### EXERCISE DIRECTIONS
Write out the full listing again, exactly as it stands.

--- DATA EXTRACT ---

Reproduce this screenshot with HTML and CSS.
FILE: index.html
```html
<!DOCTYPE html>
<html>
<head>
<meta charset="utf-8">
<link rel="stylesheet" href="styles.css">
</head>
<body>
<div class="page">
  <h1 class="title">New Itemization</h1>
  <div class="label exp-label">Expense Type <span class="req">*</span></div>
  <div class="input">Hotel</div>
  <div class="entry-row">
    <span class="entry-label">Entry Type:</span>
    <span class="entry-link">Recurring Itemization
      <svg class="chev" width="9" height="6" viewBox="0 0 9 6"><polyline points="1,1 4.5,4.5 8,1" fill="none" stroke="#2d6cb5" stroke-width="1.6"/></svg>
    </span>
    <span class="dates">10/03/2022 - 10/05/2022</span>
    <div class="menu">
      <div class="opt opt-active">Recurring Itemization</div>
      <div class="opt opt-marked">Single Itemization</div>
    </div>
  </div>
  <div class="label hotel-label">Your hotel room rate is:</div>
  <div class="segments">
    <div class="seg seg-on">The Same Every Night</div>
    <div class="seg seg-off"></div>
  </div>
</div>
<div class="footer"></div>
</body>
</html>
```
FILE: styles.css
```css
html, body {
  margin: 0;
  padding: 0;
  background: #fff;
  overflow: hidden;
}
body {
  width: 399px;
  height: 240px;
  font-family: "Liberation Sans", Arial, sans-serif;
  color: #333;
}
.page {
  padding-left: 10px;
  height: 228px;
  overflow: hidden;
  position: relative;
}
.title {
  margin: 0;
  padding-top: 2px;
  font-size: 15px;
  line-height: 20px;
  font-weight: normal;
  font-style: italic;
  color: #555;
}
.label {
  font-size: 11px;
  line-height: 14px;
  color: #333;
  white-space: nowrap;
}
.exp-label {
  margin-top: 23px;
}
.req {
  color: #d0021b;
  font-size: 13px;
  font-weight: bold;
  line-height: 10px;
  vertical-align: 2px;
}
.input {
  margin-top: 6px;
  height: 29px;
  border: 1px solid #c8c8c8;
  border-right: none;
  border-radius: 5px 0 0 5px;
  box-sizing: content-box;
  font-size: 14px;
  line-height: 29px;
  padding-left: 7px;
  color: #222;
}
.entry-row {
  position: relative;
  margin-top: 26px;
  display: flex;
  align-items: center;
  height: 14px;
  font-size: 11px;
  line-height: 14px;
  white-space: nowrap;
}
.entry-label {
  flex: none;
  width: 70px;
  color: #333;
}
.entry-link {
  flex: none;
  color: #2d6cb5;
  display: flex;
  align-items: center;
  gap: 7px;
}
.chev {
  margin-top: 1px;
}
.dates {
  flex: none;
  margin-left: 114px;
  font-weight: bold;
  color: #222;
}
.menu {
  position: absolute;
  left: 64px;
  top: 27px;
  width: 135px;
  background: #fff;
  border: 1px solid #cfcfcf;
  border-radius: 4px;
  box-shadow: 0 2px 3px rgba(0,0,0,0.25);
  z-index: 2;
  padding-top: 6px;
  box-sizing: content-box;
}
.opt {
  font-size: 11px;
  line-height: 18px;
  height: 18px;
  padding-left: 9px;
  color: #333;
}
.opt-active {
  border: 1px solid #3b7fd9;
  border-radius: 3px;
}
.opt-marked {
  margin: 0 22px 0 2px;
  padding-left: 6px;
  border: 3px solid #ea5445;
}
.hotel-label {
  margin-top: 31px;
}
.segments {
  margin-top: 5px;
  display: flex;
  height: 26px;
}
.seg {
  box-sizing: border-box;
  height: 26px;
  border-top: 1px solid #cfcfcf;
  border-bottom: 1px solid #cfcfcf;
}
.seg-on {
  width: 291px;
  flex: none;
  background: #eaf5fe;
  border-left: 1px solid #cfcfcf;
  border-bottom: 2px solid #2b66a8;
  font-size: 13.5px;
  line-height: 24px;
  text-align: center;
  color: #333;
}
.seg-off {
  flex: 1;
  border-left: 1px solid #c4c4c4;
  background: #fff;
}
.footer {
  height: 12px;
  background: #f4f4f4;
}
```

---

### WRITTEN SOLUTION
Reproduce this screenshot with HTML and CSS.
FILE: index.html
```html
<!DOCTYPE html>
<html>
<head>
<meta charset="utf-8">
<link rel="stylesheet" href="styles.css">
</head>
<body>
<div class="page">
  <h1 class="title">New Itemization</h1>
  <div class="label exp-label">Expense Type <span class="req">*</span></div>
  <div class="input">Hotel</div>
  <div class="entry-row">
    <span class="entry-label">Entry Type:</span>
    <span class="entry-link">Recurring Itemization
      <svg class="chev" width="9" height="6" viewBox="0 0 9 6"><polyline points="1,1 4.5,4.5 8,1" fill="none" stroke="#2d6cb5" stroke-width="1.6"/></svg>
    </span>
    <span class="dates">10/03/2022 - 10/05/2022</span>
    <div class="menu">
      <div class="opt opt-active">Recurring Itemization</div>
      <div class="opt opt-marked">Single Itemization</div>
    </div>
  </div>
  <div class="label hotel-label">Your hotel room rate is:</div>
  <div class="segments">
    <div class="seg seg-on">The Same Every Night</div>
    <div class="seg seg-off"></div>
  </div>
</div>
<div class="footer"></div>
</body>
</html>
```
FILE: styles.css
```css
html, body {
  margin: 0;
  padding: 0;
  background: #fff;
  overflow: hidden;
}
body {
  width: 399px;
  height: 240px;
  font-family: "Liberation Sans", Arial, sans-serif;
  color: #333;
}
.page {
  padding-left: 10px;
  height: 228px;
  overflow: hidden;
  position: relative;
}
.title {
  margin: 0;
  padding-top: 2px;
  font-size: 15px;
  line-height: 20px;
  font-weight: normal;
  font-style: italic;
  color: #555;
}
.label {
  font-size: 11px;
  line-height: 14px;
  color: #333;
  white-space: nowrap;
}
.exp-label {
  margin-top: 23px;
}
.req {
  color: #d0021b;
  font-size: 13px;
  font-weight: bold;
  line-height: 10px;
  vertical-align: 2px;
}
.input {
  margin-top: 6px;
  height: 29px;
  border: 1px solid #c8c8c8;
  border-right: none;
  border-radius: 5px 0 0 5px;
  box-sizing: content-box;
  font-size: 14px;
  line-height: 29px;
  padding-left: 7px;
  color: #222;
}
.entry-row {
  position: relative;
  margin-top: 26px;
  display: flex;
  align-items: center;
  height: 14px;
  font-size: 11px;
  line-height: 14px;
  white-space: nowrap;
}
.entry-label {
  flex: none;
  width: 70px;
  color: #333;
}
.entry-link {
  flex: none;
  color: #2d6cb5;
  display: flex;
  align-items: center;
  gap: 7px;
}
.chev {
  margin-top: 1px;
}
.dates {
  flex: none;
  margin-left: 114px;
  font-weight: bold;
  color: #222;
}
.menu {
  position: absolute;
  left: 64px;
  top: 27px;
  width: 135px;
  background: #fff;
  border: 1px solid #cfcfcf;
  border-radius: 4px;
  box-shadow: 0 2px 3px rgba(0,0,0,0.25);
  z-index: 2;
  padding-top: 6px;
  box-sizing: content-box;
}
.opt {
  font-size: 11px;
  line-height: 18px;
  height: 18px;
  padding-left: 9px;
  color: #333;
}
.opt-active {
  border: 1px solid #3b7fd9;
  border-radius: 3px;
}
.opt-marked {
  margin: 0 22px 0 2px;
  padding-left: 6px;
  border: 3px solid #ea5445;
}
.hotel-label {
  margin-top: 31px;
}
.segments {
  margin-top: 5px;
  display: flex;
  height: 26px;
}
.seg {
  box-sizing: border-box;
  height: 26px;
  border-top: 1px solid #cfcfcf;
  border-bottom: 1px solid #cfcfcf;
}
.seg-on {
  width: 291px;
  flex: none;
  background: #eaf5fe;
  border-left: 1px solid #cfcfcf;
  border-bottom: 2px solid #2b66a8;
  font-size: 13.5px;
  line-height: 24px;
  text-align: center;
  color: #333;
}
.seg-off {
  flex: 1;
  border-left: 1px solid #c4c4c4;
  background: #fff;
}
.footer {
  height: 12px;
  background: #f4f4f4;
}
```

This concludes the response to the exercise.